The Spanish minister of transport, José Blanco, said that €25.4 billion will be invested by 2020 at which time a rail link will be operative between Perpignan and Almería (in Andalusia). The final section between Almería and Algeciras, passing through Málaga, will be built later following the entire coast from Figueres to Algeciras and connecting all the most active ports on the Iberian Peninsula and railway logistics installations. It would enable the operation of trains of up to 750 metres in length and separate freight traffic from passenger traffic.
For carmaker Seat it will connect its facilities at Martorell (near Barcelona) to its European neighbours more efficiently and will boost the use of rail transport for vehicle export to the rest of Europe.
Seat factory manager, Juan Ramón Rodríguez, said the connection of Martorell to the UIC gauge would entail “cost savings, with the entire production chain deriving benefit, since differences between the Spanish and European railways gauges hampers cross-border railway traffic and limits improvements in company competitiveness”.

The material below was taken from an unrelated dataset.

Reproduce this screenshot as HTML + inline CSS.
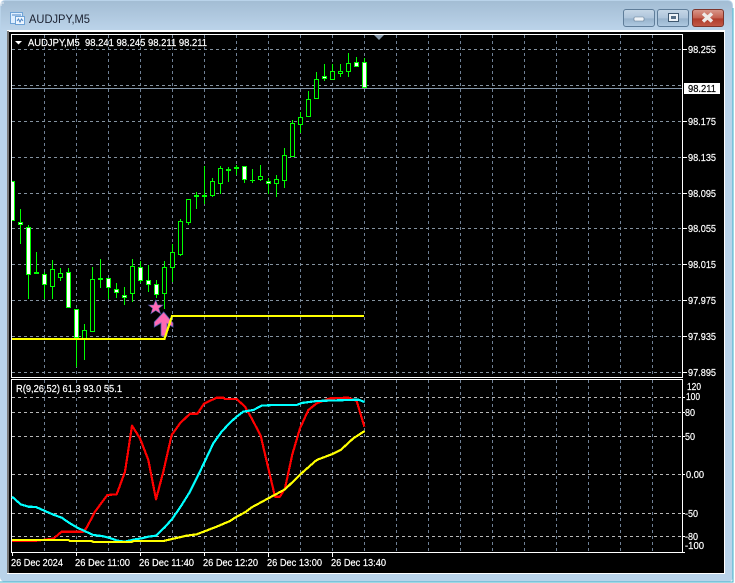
<!DOCTYPE html>
<html><head><meta charset="utf-8"><style>
html,body{margin:0;padding:0;width:735px;height:583px;overflow:hidden;background:#fff}
svg{display:block;position:absolute;left:0;top:0}
text{font-family:"Liberation Sans",sans-serif;font-size:10px;color:#fff;fill:currentColor;stroke:currentColor;stroke-width:.2}
.h rect{fill:#000;stroke:#0f0;stroke-width:1}
.w rect{fill:#fff;stroke:#0f0;stroke-width:1}
.wick{stroke:#0f0;stroke-width:1;fill:none}
.l{fill:none;stroke-width:6.600;stroke-linejoin:round;shape-rendering:crispEdges}
</style></head><body>
<svg width="735" height="583" viewBox="0 0 735 583" xmlns="http://www.w3.org/2000/svg">
<defs>
<linearGradient id="tb" x1="0" y1="0" x2="0" y2="1"><stop offset="0" stop-color="#a3bdd4"/><stop offset="1" stop-color="#bcd4ea"/></linearGradient>
<linearGradient id="b1" x1="0" y1="0" x2="0" y2="1"><stop offset="0" stop-color="#c6d7e7"/><stop offset=".5" stop-color="#aec5db"/><stop offset=".55" stop-color="#98b3cc"/><stop offset="1" stop-color="#b0cae2"/></linearGradient>
<linearGradient id="b2" x1="0" y1="0" x2="0" y2="1"><stop offset="0" stop-color="#d9998c"/><stop offset=".5" stop-color="#c4604f"/><stop offset=".55" stop-color="#b03c2b"/><stop offset="1" stop-color="#c25a48"/></linearGradient>
</defs>
<rect x="0" y="0" width="735" height="583" fill="#fff"/>
<rect x="0" y="0" width="733" height="582" rx="5" fill="#b9d3ea"/>
<rect x="1" y="1" width="731" height="30" rx="4" fill="url(#tb)"/>
<path d="M1 6V3H4" stroke="#e8eef4" fill="none"/>
<path d="M0 582H733V8" stroke="#3fb2c9" fill="none"/>
<rect x="7" y="30" width="718" height="544" fill="#fff"/>
<rect x="7" y="31" width="2" height="542" fill="#777"/>
<rect x="9" y="32" width="715" height="541" fill="#000"/>

<!-- title icon -->
<rect x="10.500" y="12.500" width="12" height="11" fill="#dfefff" stroke="#6fa3d6"/>
<rect x="15.500" y="16.500" width="9" height="8" fill="#eef6ff" stroke="#6fa3d6"/>
<path d="M12 15h9M17 21l1.500-2 1.500 3 1.500-3 1.500 2" stroke="#4f87c4" fill="none"/>
<text x="29" y="23" textLength="61" lengthAdjust="spacingAndGlyphs" style="font-size:11.500px;color:#1a2030;stroke-width:0">AUDJPY,M5</text>

<!-- buttons -->
<rect x="623.500" y="9.500" width="31" height="17" rx="2.500" fill="url(#b1)" stroke="#5f7d99"/>
<rect x="634" y="17" width="10" height="4" rx="1" fill="#eef3f8" stroke="#607a92" stroke-width=".6"/>
<rect x="657.500" y="9.500" width="31" height="17" rx="2.500" fill="url(#b1)" stroke="#5f7d99"/>
<rect x="668.500" y="13.500" width="10" height="8" fill="#eef3f8" stroke="#3f5870"/>
<rect x="671" y="16" width="5" height="3" fill="#566e86"/>
<rect x="692.500" y="9.500" width="31" height="17" rx="2.500" fill="url(#b2)" stroke="#7d352c"/>
<path d="M703 13.500l9 8M712 13.500l-9 8" stroke="#eeeae8" stroke-width="3.500"/>

<!-- grids -->
<g shape-rendering="crispEdges" stroke="#6f8095" stroke-dasharray="3 3" fill="none">
<path d="M44.500 35V377M76.500 35V377M108.500 35V377M140.500 35V377M172.500 35V377M204.500 35V377M236.500 35V377M268.500 35V377M300.500 35V377M332.500 35V377M364.500 35V377M396.500 35V377M428.500 35V377M460.500 35V377M492.500 35V377M524.500 35V377M556.500 35V377M588.500 35V377M620.500 35V377M652.500 35V377"/>
<path d="M44.500 380V552M76.500 380V552M108.500 380V552M140.500 380V552M172.500 380V552M204.500 380V552M236.500 380V552M268.500 380V552M300.500 380V552M332.500 380V552M364.500 380V552M396.500 380V552M428.500 380V552M460.500 380V552M492.500 380V552M524.500 380V552M556.500 380V552M588.500 380V552M620.500 380V552M652.500 380V552"/>
<path stroke="#84929f" d="M12 49.500H683M12 85.500H683M12 121.500H683M12 157.500H683M12 193.500H683M12 228.500H683M12 264.500H683M12 300.500H683M12 336.500H683M12 372.500H683"/>
<path stroke="#b8b8b8" d="M12 397.500H683M12 412.500H683M12 436.500H683M12 474.500H683M12 513.500H683M12 536.500H683"/>
</g>
<rect x="12" y="88" width="671" height="1" fill="#8496a8"/>

<!-- candles wicks -->
<path class="wick" shape-rendering="crispEdges" d="M20.500 209V244M28.500 225V299M36.500 252V274M44.500 272V299M52.500 260V299M60.500 268V281M68.500 268V308M76.500 309V367M84.500 324V360M92.500 267V332M100.500 259V288M108.500 278V299M116.500 283V298M124.500 287V305M132.500 259V302M140.500 261V283M148.500 265V292M156.500 280V298M164.500 261V309M172.500 244V282M180.500 219V256M188.500 199V225M196.500 192V209M204.500 166V204M212.500 178V197M220.500 166V194M228.500 167V182M236.500 165V175M244.500 166V183M252.500 169V183M260.500 165V181M268.500 178V194M276.500 175V197M284.500 148V188M292.500 120V157M300.500 112V133M308.500 91V117M316.500 72V99M324.500 64V81M332.500 64V80M340.500 64V77M348.500 53V77M356.500 57V67M364.500 58V88"/>
<g class="h" shape-rendering="crispEdges">
<rect x="50.500" y="269.500" width="4" height="17"/><rect x="58.500" y="273.500" width="4" height="4"/><rect x="82.500" y="330.500" width="4" height="9"/><rect x="90.500" y="279.500" width="4" height="52"/><rect x="130.500" y="266.500" width="4" height="27"/><rect x="162.500" y="267.500" width="4" height="26"/><rect x="170.500" y="252.500" width="4" height="15"/><rect x="178.500" y="221.500" width="4" height="33"/><rect x="186.500" y="199.500" width="4" height="23"/><rect x="210.500" y="181.500" width="4" height="14"/><rect x="218.500" y="168.500" width="4" height="15"/><rect x="258.500" y="176.500" width="4" height="3"/><rect x="274.500" y="179.500" width="4" height="4"/><rect x="282.500" y="155.500" width="4" height="25"/><rect x="290.500" y="123.500" width="4" height="33"/><rect x="298.500" y="117.500" width="4" height="7"/><rect x="306.500" y="99.500" width="4" height="17"/><rect x="314.500" y="79.500" width="4" height="19"/><rect x="330.500" y="71.500" width="4" height="8"/><rect x="338.500" y="71.500" width="4" height="2"/><rect x="346.500" y="63.500" width="4" height="8"/>
</g>
<g shape-rendering="crispEdges" fill="#0f0">
<rect x="34" y="272" width="5" height="2"/><rect x="98" y="278" width="5" height="2"/><rect x="194" y="195" width="5" height="2"/><rect x="202" y="195" width="5" height="2"/><rect x="226" y="169" width="5" height="2"/><rect x="234" y="167" width="5" height="2"/><rect x="250" y="180" width="5" height="1"/>
</g>
<g class="w" shape-rendering="crispEdges">
<rect x="11.500" y="181.500" width="3" height="39"/><rect x="18.500" y="222.500" width="4" height="2"/><rect x="26.500" y="227.500" width="4" height="47"/><rect x="42.500" y="274.500" width="4" height="10"/><rect x="66.500" y="272.500" width="4" height="35"/><rect x="74.500" y="309.500" width="4" height="28"/><rect x="106.500" y="278.500" width="4" height="9"/><rect x="114.500" y="289.500" width="4" height="3"/><rect x="122.500" y="295.500" width="4" height="2"/><rect x="138.500" y="267.500" width="4" height="13"/><rect x="146.500" y="280.500" width="4" height="4"/><rect x="154.500" y="284.500" width="4" height="10"/><rect x="242.500" y="166.500" width="4" height="13"/><rect x="266.500" y="181.500" width="4" height="2"/><rect x="322.500" y="76.500" width="4" height="2"/><rect x="354.500" y="62.500" width="4" height="4"/><rect x="362.500" y="62.500" width="4" height="25"/>
</g>

<!-- star + arrow -->
<path d="M155.700 300l2 5h5.300l-4.200 3.300 1.700 5.400-4.800-3.200-4.800 3.200 1.700-5.400-4.200-3.300h5.300z" fill="#ff69b4" stroke="#5560b0" stroke-width=".6"/>
<path d="M163.700 312L173 323v4l-6-3.500V336h-6V323l-6.700 4V322z" fill="#ff69b4" stroke="#5560b0" stroke-width=".8"/>

<!-- main yellow -->
<path d="M12 339H164.500L172 316H364" fill="none" stroke="#ff0" stroke-width="2.200" shape-rendering="crispEdges"/>

<!-- borders -->
<g fill="#fff" shape-rendering="crispEdges">
<rect x="11" y="34" width="672" height="1"/><rect x="11" y="34" width="1" height="344"/><rect x="682" y="34" width="1" height="344"/><rect x="11" y="377" width="672" height="1"/>
<rect x="11" y="379" width="672" height="1"/><rect x="11" y="379" width="1" height="174"/><rect x="682" y="379" width="1" height="174"/><rect x="11" y="552" width="672" height="1"/>
<path d="M683 49h4v1h-4zM683 121h4v1h-4zM683 157h4v1h-4zM683 193h4v1h-4zM683 228h4v1h-4zM683 264h4v1h-4zM683 300h4v1h-4zM683 336h4v1h-4zM683 372h4v1h-4zM683 397h2v1h-2zM683 412h2v1h-2zM683 436h2v1h-2zM683 474h2v1h-2zM683 513h2v1h-2zM683 536h2v1h-2zM683 552h2v1h-2z"/>
<path d="M12 553h1v3h-1zM76 553h1v3h-1zM140 553h1v3h-1zM204 553h1v3h-1zM268 553h1v4h-1zM332 553h1v4h-1z"/>
</g>
<path d="M374 35h10l-5 5z" fill="#8496a8"/>
<path d="M15 41h7l-3.500 3.500z" fill="#fff"/>

<!-- indicators -->
<g transform="translate(0 375) scale(.33333)">
<polyline class="l" stroke="#f00" points="36,497 110,497 160,491 185,470 250,470 260,458 285,410 322,360 350,358 375,290 396,152 420,190 445,255 468,373 490,290 515,180 540,145 570,116 592,116 612,86 650,68 670,68 675,72 710,72 735,95 755,130 782,182 825,365 840,365 855,340 877,238 900,160 925,105 950,85 990,70 1045,68 1070,78 1093,155"/>
<polyline class="l" stroke="#0ff" points="36,365 62,388 85,395 108,396 135,408 160,419 185,428 210,445 232,458 258,470 280,480 305,483 330,489 352,497 375,500 400,494 425,490 445,485 468,482 495,456 518,430 545,390 570,350 590,310 615,258 640,205 665,170 690,143 710,125 730,110 760,105 785,92 820,90 890,90 905,84 950,78 1045,75 1075,74 1094,81"/>
<polyline class="l" stroke="#ff0" points="36,495 205,495 210,498 275,498 280,501 395,501 400,498 490,498 525,490 560,482 590,478 650,455 690,438 710,425 735,412 755,397 805,370 855,343 910,290 950,255 995,238 1022,225 1060,190 1094,168"/>
</g>

<!-- texts -->
<g>
<text x="28" y="46" textLength="179" lengthAdjust="spacingAndGlyphs" xml:space="preserve">AUDJPY,M5  98.241 98.245 98.211 98.211</text>
<text x="16" y="392" textLength="106" lengthAdjust="spacingAndGlyphs">R(9,26,52) 61.3 93.0 55.1</text>
<text x="688" y="53" textLength="28" lengthAdjust="spacingAndGlyphs">98.255</text>
<rect x="684" y="83" width="36" height="11" fill="#fff"/>
<text x="688" y="92" textLength="28" lengthAdjust="spacingAndGlyphs" style="color:#000">98.211</text>
<text x="688" y="125" textLength="28" lengthAdjust="spacingAndGlyphs">98.175</text>
<text x="688" y="161" textLength="28" lengthAdjust="spacingAndGlyphs">98.135</text>
<text x="688" y="197" textLength="28" lengthAdjust="spacingAndGlyphs">98.095</text>
<text x="688" y="232" textLength="28" lengthAdjust="spacingAndGlyphs">98.055</text>
<text x="688" y="268" textLength="28" lengthAdjust="spacingAndGlyphs">98.015</text>
<text x="688" y="304" textLength="28" lengthAdjust="spacingAndGlyphs">97.975</text>
<text x="688" y="340" textLength="28" lengthAdjust="spacingAndGlyphs">97.935</text>
<text x="688" y="376" textLength="28" lengthAdjust="spacingAndGlyphs">97.895</text>
<text x="687" y="390" textLength="14" lengthAdjust="spacingAndGlyphs">120</text>
<text x="686" y="400" textLength="14" lengthAdjust="spacingAndGlyphs">100</text>
<text x="685" y="416" textLength="10" lengthAdjust="spacingAndGlyphs">80</text>
<text x="685" y="440" textLength="10" lengthAdjust="spacingAndGlyphs">50</text>
<text x="686" y="478" textLength="18" lengthAdjust="spacingAndGlyphs">0.00</text>
<text x="685" y="517" textLength="13" lengthAdjust="spacingAndGlyphs">-50</text>
<text x="685" y="540" textLength="13" lengthAdjust="spacingAndGlyphs">-80</text>
<text x="685" y="549" textLength="19" lengthAdjust="spacingAndGlyphs">-100</text>
<text x="11" y="566" textLength="52" lengthAdjust="spacingAndGlyphs">26 Dec 2024</text>
<text x="75" y="566" textLength="55" lengthAdjust="spacingAndGlyphs">26 Dec 11:00</text>
<text x="139" y="566" textLength="55" lengthAdjust="spacingAndGlyphs">26 Dec 11:40</text>
<text x="203" y="566" textLength="55" lengthAdjust="spacingAndGlyphs">26 Dec 12:20</text>
<text x="267" y="566" textLength="55" lengthAdjust="spacingAndGlyphs">26 Dec 13:00</text>
<text x="331" y="566" textLength="55" lengthAdjust="spacingAndGlyphs">26 Dec 13:40</text>
</g>
</svg>
</body></html>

Seat is currently member of a group of companies, institutions and associations in the Spanish Mediterranean arc calling for a European goods railway gauge to be given priority status in the European Union. Seat said the project would allow it to move as much as 30% of its export production using this mode, doubling the current figures and enabling the company to move 75,000 vehicles by rail, or one of every three cars produced.
For PSA Peugeot-Citroën, which has Spanish plants in Vigo and Madrid, the switch to a European standard gauge and the move to 750-metre trains would remove delay and the possibility of damage during transhipment.
“Currently, standard sized trains in Spain are much smaller than those in France,” a spokesperson told Automotive Logistics News. “This means that we have to take apart two French trains to make three Spanish trains, or use shorter trains in France at virtually the same cost as optimised trains.”
PSA said that there are no automobile carrier unloading terminals in Barcelona connected via UIC standard gauge lines at the moment.
“Priority was placed on connecting the line to multimodal terminals. Branch lines for the automobile industry are scheduled to open in 2013,” the spokesperson confirmed.
For now, the only solution is to unload the vehicles at a station near the port and ferry them overland to their destination; something that the new freight development aims to tackle.
Spain showed 19% growth in exports from the automotive sector in January (16.5% of the monthly total). Per heading, there was an increase of 31.3% in the export of components and of 13.8% in the export of finished vehicles.